Franchement, j'ignore si Peirce a formalisé ce type de situation. Chez les commentateurs que j'ai lus, seule la sémiose ascendante est soulignée. Le processus sémiotique est inexorablement poussé vers l'avant (le plus, le mieux) par l'agapisme. Pourtant Peirce, dans son épistémologie, se fait par ailleurs le défenseur du faillibilisme et le promoteur de l'abduction, deux principes qui rendent compte de la fabrique du réel par essais et erreurs et par génération d'hypothèses plausibles sur l'apparition de faits étonnants. L'éprouvant (ou la communauté des éprouvants) face à l'étrangeté du réel se remet en question, fait retour en arrière, jusqu'au principe et à la Priméité, invente des moyens de s'en sortir, inaugure de nouvelles renaissances.

On peut sans trop de risque appliquer ceci à l'Amour courtois. Si illimitée et créatrice que soit la sémiose, la Tiercéité (la Loi) doit pouvoir être déconstruite. Comment le retour à la Priméité peut-il se faire dans ce cas particulier ?

Imaginons que le Chevalier, qui n'est qu'un homme, n'ait pas une constitution psychologique parfaitement adaptée au Code, à la Loi Morale. Qu'il ne supporte pas, par exemple, que la Dame accepte les hommages d'un autre Chevalier, ce que le Code permet pourtant et va même jusqu'à encourager. Cela s'appelle la jalousie. La jalousie est le fait nouveau, non anticipable, auquel le jouvenceau n'était pas préparé. Il se voit alors obligé de réfléchir à des solutions qui ne le discréditent aucunement auprès de la Dame et qui soient propres à inscrire son sentiment amoureux originaire (la Priméité) dans un cadre élargi où il reste inviolable, hors des atteintes de la mesquine psychologie. Il voit deux solutions possibles : le couvent ou la croisade. C'est sa façon à lui de pratiquer l'abduction et cette abduction lui suggèrera l'issue par laquelle son sentiment d'origine retrouvera noblesse et fierté.

Plus épicurien que jamais

J'avais pensé aller plus loin encore dans l'illustration de la sémiose avec les Métamorphoses d'Ovide. Mais cela relève de l'exercice de style et m'aurait écarté de l'objectif du blog qui prétend uniquement transcrire les méandres du dialogue intérieur et les communiquer à autrui. J’aurais continué à jargonner avec Peirce, dans le langage allégorique du Roman de la Rose ou dans la prose de Madeleine de Scudéry, mais en beaucoup plus indigeste. Ce n'est pas cela que j'attends de la philosophie.
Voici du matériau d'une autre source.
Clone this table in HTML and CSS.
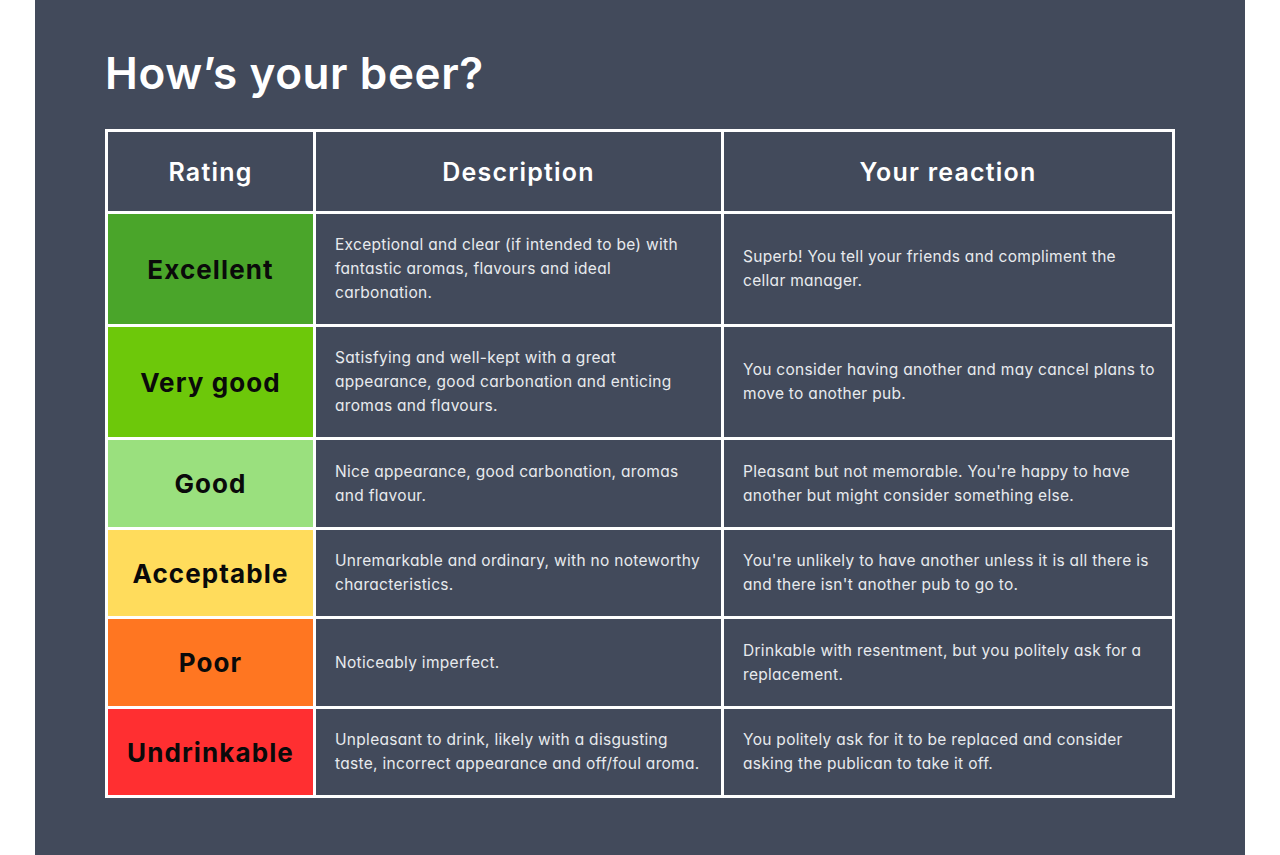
FILE: index.html
```html
<!DOCTYPE html>
<html lang="en">
<head>
<meta charset="utf-8">
<title>How's your beer?</title>
<link rel="stylesheet" href="styles.css">
</head>
<body>
<main class="panel">
  <h1 class="title">How’s your beer?</h1>
  <div class="grid" role="table">
    <div class="head" role="columnheader">Rating</div>
    <div class="head" role="columnheader">Description</div>
    <div class="head" role="columnheader">Your reaction</div>

    <div class="rating excellent">Excellent</div>
    <div class="cell">Exceptional and clear (if intended to be) with fantastic aromas, flavours and ideal carbonation.</div>
    <div class="cell">Superb! You tell your friends and compliment the cellar manager.</div>

    <div class="rating verygood">Very good</div>
    <div class="cell">Satisfying and well-kept with a great appearance, good carbonation and enticing aromas and flavours.</div>
    <div class="cell">You consider having another and may cancel plans to move to another pub.</div>

    <div class="rating good">Good</div>
    <div class="cell">Nice appearance, good carbonation, aromas and flavour.</div>
    <div class="cell">Pleasant but not memorable. You're happy to have another but might consider something else.</div>

    <div class="rating acceptable">Acceptable</div>
    <div class="cell">Unremarkable and ordinary, with no noteworthy characteristics.</div>
    <div class="cell">You're unlikely to have another unless it is all there is and there isn't another pub to go to.</div>

    <div class="rating poor">Poor</div>
    <div class="cell">Noticeably imperfect.</div>
    <div class="cell">Drinkable with resentment, but you politely ask for a replacement.</div>

    <div class="rating undrinkable">Undrinkable</div>
    <div class="cell">Unpleasant to drink, likely with a disgusting taste, incorrect appearance and off/foul aroma.</div>
    <div class="cell">You politely ask for it to be replaced and consider asking the publican to take it off.</div>
  </div>
</main>
</body>
</html>
```
FILE: styles.css
```css
html, body {
  margin: 0;
  padding: 0;
  background: #ffffff;
}
body {
  font-family: Inter, "Noto Sans", "Liberation Sans", sans-serif;
}
.panel {
  box-sizing: border-box;
  margin-left: 35px;
  width: 1210px;
  height: 855px;
  background: #424a5b;
  padding: 51px 0 0 70px;
}
.title {
  margin: 0 0 34px 0;
  font-size: 44px;
  line-height: 44px;
  font-weight: 600;
  color: #ffffff;
  letter-spacing: 0.6px;
}
.grid {
  display: grid;
  width: 1070px;
  box-sizing: border-box;
  grid-template-columns: 205px 405px 448px;
  grid-template-rows: 79px 110px 110px 87px 86px 87px 86px;
  gap: 3px;
  padding: 3px;
  background: #ffffff;
}
.head {
  background: #424a5b;
  color: #ffffff;
  font-size: 25px;
  font-weight: 600;
  letter-spacing: 1.2px;
  display: flex;
  align-items: center;
  justify-content: center;
}
.rating {
  display: flex;
  align-items: center;
  justify-content: center;
  font-size: 26px;
  font-weight: 700;
  letter-spacing: 1.1px;
  color: #0a0a0a;
}
.cell {
  background: #424a5b;
  color: #e8eaee;
  font-size: 15.5px;
  line-height: 24px;
  letter-spacing: 0.3px;
  font-feature-settings: "cv11" 1;
  display: flex;
  align-items: center;
  padding: 0 12px 0 19px;
}
.excellent { background: #4aa52a; }
.verygood { background: #6dc80a; }
.good { background: #9ae07e; }
.acceptable { background: #ffdc5c; }
.poor { background: #ff7621; }
.undrinkable { background: #ff2f31; }
```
J'espère que l'exemple de l'Amour courtois aura au moins convaincu le lecteur anonyme du bien-fondé de l'analyse sémiotique et de la phanéroscopie selon Peirce.
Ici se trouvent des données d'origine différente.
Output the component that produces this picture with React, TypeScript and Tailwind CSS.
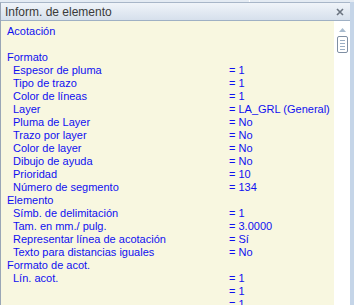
const rows: [string, string, number][] = [
  ["Acotación", "", 0],
  ["", "", 0],
  ["Formato", "", 0],
  ["Espesor de pluma", "= 1", 1],
  ["Tipo de trazo", "= 1", 1],
  ["Color de líneas", "= 1", 1],
  ["Layer", "= LA_GRL (General)", 1],
  ["Pluma de Layer", "= No", 1],
  ["Trazo por layer", "= No", 1],
  ["Color de layer", "= No", 1],
  ["Dibujo de ayuda", "= No", 1],
  ["Prioridad", "= 10", 1],
  ["Número de segmento", "= 134", 1],
  ["Elemento", "", 0],
  ["Símb. de delimitación", "= 1", 1],
  ["Tam. en mm./ pulg.", "= 3.0000", 1],
  ["Representar línea de acotación", "= Sí", 1],
  ["Texto para distancias iguales", "= No", 1],
  ["Formato de acot.", "", 0],
  ["Lín. acot.", "= 1", 1],
  ["", "= 1", 1],
  ["", "= 1", 1],
];

export default function App() {
  return (
    <div className="w-[354px] h-[305px] overflow-hidden bg-[#dde5ef] flex flex-col font-['Liberation_Sans',Arial,sans-serif]">
      <div className="h-[2px] bg-[#e4ebf3] flex">
        <div className="w-[249px]" />
        <div className="w-[1px] bg-white" />
      </div>
      <div className="flex flex-1 min-h-0">
        <div className="flex-1 flex flex-col border-l border-[#9aa6b6] border-t border-t-[#a8b6c8]">
          <div className="h-[18px] flex items-center justify-between pl-[4px] pr-[6px] bg-gradient-to-b from-[#f0f4f9] to-[#d6e0ec] border-b border-[#9fb0c4]">
            <span className="text-[12px] text-[#3a3a3a] leading-none">Inform. de elemento</span>
            <svg width="8" height="8" viewBox="0 0 8 8" className="mt-[1px]">
              <path d="M1 1 L7 7 M7 1 L1 7" stroke="#6b7480" strokeWidth="1.6" />
            </svg>
          </div>
          <div className="flex flex-1 min-h-0">
            <div className="flex-1 bg-[#f8f7e0] pt-[4px] overflow-hidden">
              {rows.map(([label, value, indent], i) => (
                <div key={i} className="flex h-[13px] items-center text-[11px] leading-none text-[#1010f0]">
                  <span className={indent ? "w-[228px] pl-[12px]" : "w-[228px] pl-[6px]"}>{label}</span>
                  <span>{value}</span>
                </div>
              ))}
            </div>
            <div className="w-[16px] bg-white flex flex-col items-center pt-[7px]">
              <svg width="7" height="4" viewBox="0 0 7 4">
                <path d="M0 4 L3.5 0 L7 4 Z" fill="#a9bccf" />
              </svg>
              <div className="mt-[4px] w-[11px] h-[17px] rounded-[2px] border border-[#7f8fa3] bg-white flex flex-col items-center justify-center gap-[2px]">
                <div className="w-[5px] h-[1px] bg-[#9aaec4]" />
                <div className="w-[5px] h-[1px] bg-[#9aaec4]" />
                <div className="w-[5px] h-[1px] bg-[#9aaec4]" />
                <div className="w-[5px] h-[1px] bg-[#9aaec4]" />
              </div>
            </div>
          </div>
        </div>
        <div className="w-[4px] bg-[#c5d5e8]" />
      </div>
    </div>
  );
}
On aura remarqué également que cet effort d'illustration par des exemples concrets a définitivement infléchi ma position sur les quatre forces dites cosmiques qui structurent la métaphysique dite évolutionnaire de Peirce. Dans un premier temps j'avais jugé bon de distinguer des trois autres celle qui me paraissait relever uniquement de l'Immanence, à savoir le couple Hasard-Nécessité (ce que Peirce appelle respectivement Tychisme et Anancisme). Puis j'ai finalement jugé qu'il fallait toutes les y rapatrier; les intégrer et finalement les assimiler aux trois Catégories universelles elles-mêmes, à la place qui revient à chacune. 

J’irai jusqu'à dire que le grand mérite des trois Catégories Universelles de Peirce c’est de permettre ce rapatriement du Transcendant dans l’Immanant, non seulement en gommant leur frontière commune mais en les dissolvant dans le réel phénoménologique jusqu'à l’annihilation. Je n’ai pas l’impression que Peirce ait été jusque là mais je lui sais gré de me permettre de le faire.

Ainsi la dualité Transcendance versus Immanence n'a plus lieu d'être. Elle ne se justifie plus et je n'ai même plus besoin de suspendre mon jugement à ce sujet. Le tèlos qu'on affecte à la marche de l'univers est contenu dans sa propre dynamique, processuelle et triadique; le tèlos s'affirme et s'ajuste en chaque point de l'espace-temps. Et moi je suis un peu plus libéré, allégé, plus épicurien que jamais.